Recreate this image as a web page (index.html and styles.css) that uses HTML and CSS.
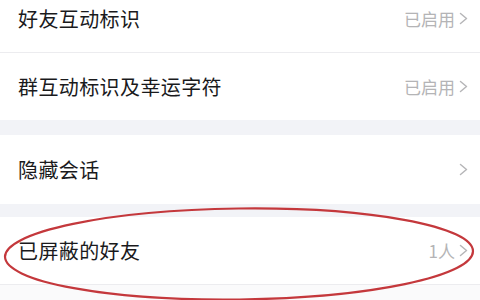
FILE: index.html
```html
<!DOCTYPE html>
<html lang="zh">
<head>
<meta charset="utf-8">
<link rel="stylesheet" href="styles.css">
</head>
<body>
<div class="page">
  <div class="list">
    <div class="row row-first line">
      <span class="label">好友互动标识</span>
      <span class="value">已启用<svg class="chev" viewBox="0 0 9 13"><path d="M1.5 1.5 L7.5 6.5 L1.5 11.5"/></svg></span>
    </div>
    <div class="row">
      <span class="label">群互动标识及幸运字符</span>
      <span class="value">已启用<svg class="chev" viewBox="0 0 9 13"><path d="M1.5 1.5 L7.5 6.5 L1.5 11.5"/></svg></span>
    </div>
    <div class="gap"></div>
    <div class="row row-tall">
      <span class="label">隐藏会话</span>
      <span class="value"><svg class="chev" viewBox="0 0 9 13"><path d="M1.5 1.5 L7.5 6.5 L1.5 11.5"/></svg></span>
    </div>
    <div class="gap gap-small"></div>
    <div class="row line">
      <span class="label">已屏蔽的好友</span>
      <span class="value">1人<svg class="chev" viewBox="0 0 9 13"><path d="M1.5 1.5 L7.5 6.5 L1.5 11.5"/></svg></span>
    </div>
    <div class="rest"></div>
  </div>
  <svg class="circle" viewBox="0 0 480 300" width="480" height="300">
    <ellipse cx="239" cy="254" rx="234" ry="45.5" transform="rotate(-0.7 239 254)"/>
  </svg>
</div>
</body>
</html>
```
FILE: styles.css
```css
html, body {
  margin: 0;
  padding: 0;
  background: #ffffff;
}
.page {
  position: relative;
  width: 480px;
  height: 300px;
  overflow: hidden;
  font-family: "Noto Sans CJK SC", "Noto Sans", sans-serif;
}
.list {
  display: flex;
  flex-direction: column;
  margin-top: -15px;
}
.row {
  display: flex;
  align-items: center;
  justify-content: space-between;
  height: 67px;
  padding: 0 12px 0 18px;
  background: #ffffff;
}
.row-tall {
  height: 69px;
}
.line {
  border-bottom: 1px solid #ececef;
}
.label {
  font-size: 20px;
  color: #1a1a1c;
  letter-spacing: 0.4px;
}
.value {
  display: flex;
  align-items: center;
  gap: 4px;
  font-size: 17px;
  color: #b4b4b6;
}
.chev {
  width: 9px;
  height: 13px;
  fill: none;
  stroke: #b6b6b8;
  stroke-width: 1.5;
  stroke-linecap: round;
  stroke-linejoin: round;
}
.gap {
  height: 15px;
  background: #f2f3f7;
}
.gap-small {
  height: 13px;
}
.rest {
  height: 40px;
  background: #fafafb;
}
.circle {
  position: absolute;
  left: 0;
  top: 0;
}
.circle ellipse {
  fill: none;
  stroke: #c4383c;
  stroke-width: 2.2;
}
```
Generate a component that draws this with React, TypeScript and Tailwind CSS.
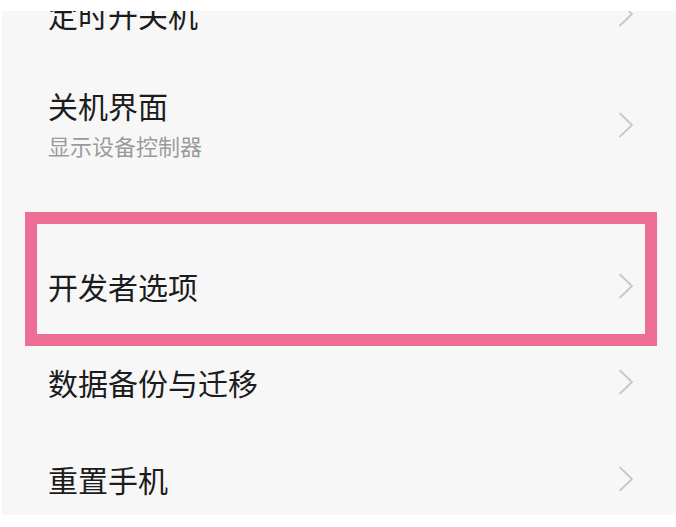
import React from "react";

function Chevron() {
  return (
    <svg width="16" height="26" viewBox="0 0 16 26" className="shrink-0">
      <path d="M2 1.5 L14 13 L2 24.5" fill="none" stroke="#c8c8c8" strokeWidth="1.8" strokeLinecap="round" strokeLinejoin="round" />
    </svg>
  );
}

export default function App() {
  const font = { fontFamily: '"Noto Sans CJK SC", "Noto Sans", sans-serif' };
  return (
    <div className="w-[676px] h-[527px] bg-white pt-[11px] pl-[2px]" style={font}>
      <div className="h-[504px] bg-[#f7f7f7] overflow-hidden flex flex-col">
        <div className="h-[80px] mt-[-37px] shrink-0 flex items-center justify-between pl-[46px] pr-[42px]">
          <span className="text-[30px] leading-[36px] text-[#1c1c1c]">定时开关机</span>
          <Chevron />
        </div>
        <div className="h-[145px] shrink-0 flex items-center justify-between pl-[46px] pr-[42px] pb-[8px]">
          <div className="flex flex-col">
            <span className="text-[30px] leading-[36px] text-[#1c1c1c]">关机界面</span>
            <span className="text-[22px] leading-[28px] mt-[8px] text-[#9b9b9b]">显示设备控制器</span>
          </div>
          <div className="mb-[-4px]">
            <Chevron />
          </div>
        </div>
        <div className="h-[13px] shrink-0" />
        <div className="ml-[23px] w-[632px] h-[134px] shrink-0 border-[12px] border-[#ec6e95] flex items-center justify-between pt-[14px] pl-[11px] pr-[11px]">
          <span className="text-[30px] leading-[36px] text-[#1c1c1c]">开发者选项</span>
          <Chevron />
        </div>
        <div className="h-[72px] shrink-0 flex items-center justify-between pl-[46px] pr-[42px]">
          <span className="text-[30px] leading-[36px] text-[#1c1c1c]">数据备份与迁移</span>
          <Chevron />
        </div>
        <div className="h-[122px] shrink-0 flex items-center justify-between pl-[46px] pr-[42px]">
          <span className="text-[30px] leading-[36px] text-[#1c1c1c]">重置手机</span>
          <Chevron />
        </div>
      </div>
    </div>
  );
}
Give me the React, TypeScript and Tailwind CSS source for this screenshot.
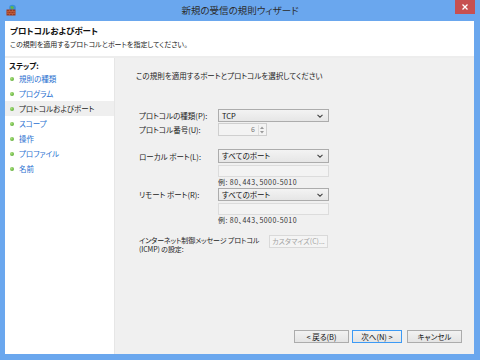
import React from "react"

const jp = "font-['Noto_Sans_CJK_JP','Noto_Sans',sans-serif] [font-feature-settings:'palt']"

const steps = [
  { label: "規則の種類", current: false },
  { label: "プログラム", current: false },
  { label: "プロトコルおよびポート", current: true },
  { label: "スコープ", current: false },
  { label: "操作", current: false },
  { label: "プロファイル", current: false },
  { label: "名前", current: false },
]

function Chevron() {
  return (
    <svg width="6" height="4" viewBox="0 0 6 4" className="shrink-0">
      <path d="M0.5 0.8 L3 3.2 L5.5 0.8" fill="none" stroke="#444" strokeWidth="1.1" />
    </svg>
  )
}

function Select({ value, h = "h-[13px]" }: { value: string; h?: string }) {
  return (
    <div
      className={`flex ${h} w-[111px] items-center justify-between border border-[#acacac] bg-gradient-to-b from-[#f3f3f3] to-[#e6e6e6] pl-[3px] pr-[5px] text-[7.5px] text-[#111]`}
    >
      <span>{value}</span>
      <Chevron />
    </div>
  )
}

function DisabledBox() {
  return <div className="mt-[2px] h-[12px] w-[111px] border border-[#dcdcdc] bg-[#f3f3f3]" />
}

function Example() {
  return (
    <div className="h-[10px] text-[7px] leading-[10px] tracking-[0.45px] text-[#333]">
      例: 80、443、5000-5010
    </div>
  )
}

function FormRow({ label, children, mt }: { label: string; children: React.ReactNode; mt: string }) {
  return (
    <div className={`flex items-center ${mt}`}>
      <div className="w-[79px] text-[7.5px] leading-[9px] text-[#222]">{label}</div>
      {children}
    </div>
  )
}

function WizButton({ children, primary }: { children: React.ReactNode; primary?: boolean }) {
  return (
    <div
      className={`flex h-[13px] items-center justify-center border bg-gradient-to-b from-[#f2f2f2] to-[#e4e4e4] text-[7.5px] text-[#111] ${
        primary ? "w-[50px] border-[#3c9af5]" : "w-[55px] border-[#acacac]"
      }`}
    >
      {children}
    </div>
  )
}

function FirewallIcon() {
  return (
    <svg width="11" height="12" viewBox="0 0 11 12">
      <circle cx="6.5" cy="4" r="3.3" fill="#3a8fd8" />
      <path d="M4.5 2.5 Q6 1.2 7.5 2.8 Q8.5 4 7 5 Q5.5 5.5 4.5 4 Z" fill="#5cb848" />
      <rect x="0.5" y="5.5" width="9" height="6" fill="#9a3b22" />
      <path d="M0.5 7.5 H9.5 M0.5 9.5 H9.5 M3.5 5.5 V7.5 M6.5 5.5 V7.5 M2 7.5 V9.5 M5 7.5 V9.5 M8 7.5 V9.5 M3.5 9.5 V11.5 M6.5 9.5 V11.5" stroke="#c96a4a" strokeWidth="0.6" />
    </svg>
  )
}

export default function App() {
  return (
    <div className={`flex h-[360px] w-[480px] flex-col bg-[#6aa7ee] ${jp}`}>
      {/* Title bar */}
      <div className="relative flex h-[21px] items-center">
        <div className="ml-[6px] mt-[-2px]">
          <FirewallIcon />
        </div>
        <div className="absolute inset-x-0 top-[4px] text-center text-[9.5px] leading-[12px] text-[#2b2b2b]">
          新規の受信の規則ウィザード
        </div>
        <div className="absolute right-[5px] top-0 flex h-[14px] w-[20px] items-center justify-center bg-[#c75050]">
          <svg width="6" height="6" viewBox="0 0 6 6">
            <path d="M0.5 0.5 L5.5 5.5 M5.5 0.5 L0.5 5.5" stroke="#fff" strokeWidth="1.3" />
          </svg>
        </div>
      </div>

      {/* Client */}
      <div className="mx-[6px] mb-[6px] ml-[5px] flex flex-1 flex-col bg-white">
        <div className="h-[37px] border-b-2 border-[#ededed] pl-[5px] pt-[3px]">
          <div className="text-[8.5px] font-bold leading-[12px] text-[#111]">プロトコルおよびポート</div>
          <div className="mt-[3px] text-[7px] leading-[10px] text-[#222]">
            この規則を適用するプロトコルとポートを指定してください。
          </div>
        </div>

        <div className="flex flex-1">
          {/* Steps */}
          <div className="w-[110px] border-r border-[#e6e6e6] pt-[2px]">
            <div className="h-[11px] pl-[4px] text-[7.5px] font-bold leading-[11px] text-[#111]">ステップ:</div>
            {steps.map((s) => (
              <div
                key={s.label}
                className={`flex h-[15px] items-center ${s.current ? "bg-[#efefef]" : ""}`}
              >
                <div className="ml-[5px] h-[4px] w-[4px] rounded-full bg-[radial-gradient(circle_at_35%_35%,#a8e07a,#4a9e26)]" />
                <div
                  className={`ml-[5px] text-[7.5px] leading-[10px] ${
                    s.current ? "text-[#222]" : "text-[#1f6fd0]"
                  }`}
                >
                  {s.label}
                </div>
              </div>
            ))}
          </div>

          {/* Content */}
          <div className="flex flex-1 flex-col bg-[#f0f0f0]">
            <div className="ml-[21px] mt-[13px] h-[10px] text-[7.5px] leading-[10px] text-[#222]">
              この規則を適用するポートとプロトコルを選択してください
            </div>

            <div className="ml-[24px] flex flex-col">
              <FormRow label="プロトコルの種類(P):" mt="mt-[28px]">
                <Select value="TCP" />
              </FormRow>
              <FormRow label="プロトコル番号(U):" mt="mt-[1px]">
                <div className="flex h-[13px] w-[49px] items-center justify-end border border-[#cfcfcf] bg-[#f3f3f3] pr-[1px]">
                  <span className="mr-[3px] text-[7px] text-[#777]">6</span>
                  <div className="flex h-[10px] w-[7px] flex-col items-center justify-center gap-[2px] border-l border-[#ddd]">
                    <svg width="4" height="3" viewBox="0 0 4 3">
                      <path d="M0 3 L2 0.5 L4 3 Z" fill="#999" />
                    </svg>
                    <svg width="4" height="3" viewBox="0 0 4 3">
                      <path d="M0 0 L2 2.5 L4 0 Z" fill="#999" />
                    </svg>
                  </div>
                </div>
              </FormRow>

              <FormRow label="ローカル ポート(L):" mt="mt-[13px]">
                <Select value="すべてのポート" h="h-[14px]" />
              </FormRow>
              <div className="ml-[79px]">
                <DisabledBox />
                <Example />
              </div>

              <FormRow label="リモート ポート(R):" mt="mt-[1px]">
                <Select value="すべてのポート" />
              </FormRow>
              <div className="ml-[79px]">
                <DisabledBox />
                <Example />
              </div>

              <div className="mt-[10px] flex items-start">
                <div className="w-[130px] whitespace-nowrap pt-[1px] text-[7px] leading-[9px] tracking-[-0.1px] text-[#222]">
                  インターネット制御メッセージ プロトコル
                  <br />
                  (ICMP) の設定:
                </div>
                <div className="flex h-[13px] w-[59px] items-center justify-center border border-[#d9d9d9] bg-[#f4f4f4] text-[7px] text-[#a3a3a3]">
                  カスタマイズ(C)...
                </div>
              </div>
            </div>

            <div className="mt-auto flex justify-end pb-[11px] pr-[12px]">
              <WizButton>&lt; 戻る(B)</WizButton>
              <div className="w-[3px]" />
              <WizButton primary>次へ(N) &gt;</WizButton>
              <div className="w-[5px]" />
              <WizButton>キャンセル</WizButton>
            </div>
          </div>
        </div>
      </div>
    </div>
  )
}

WHAT THE TASK ASKS: Go through the preceding material and copy each line that has the word "index".

WRITTEN ANSWER:
Recreate this image as a web page (index.html and styles.css) that uses HTML and CSS.
FILE: index.html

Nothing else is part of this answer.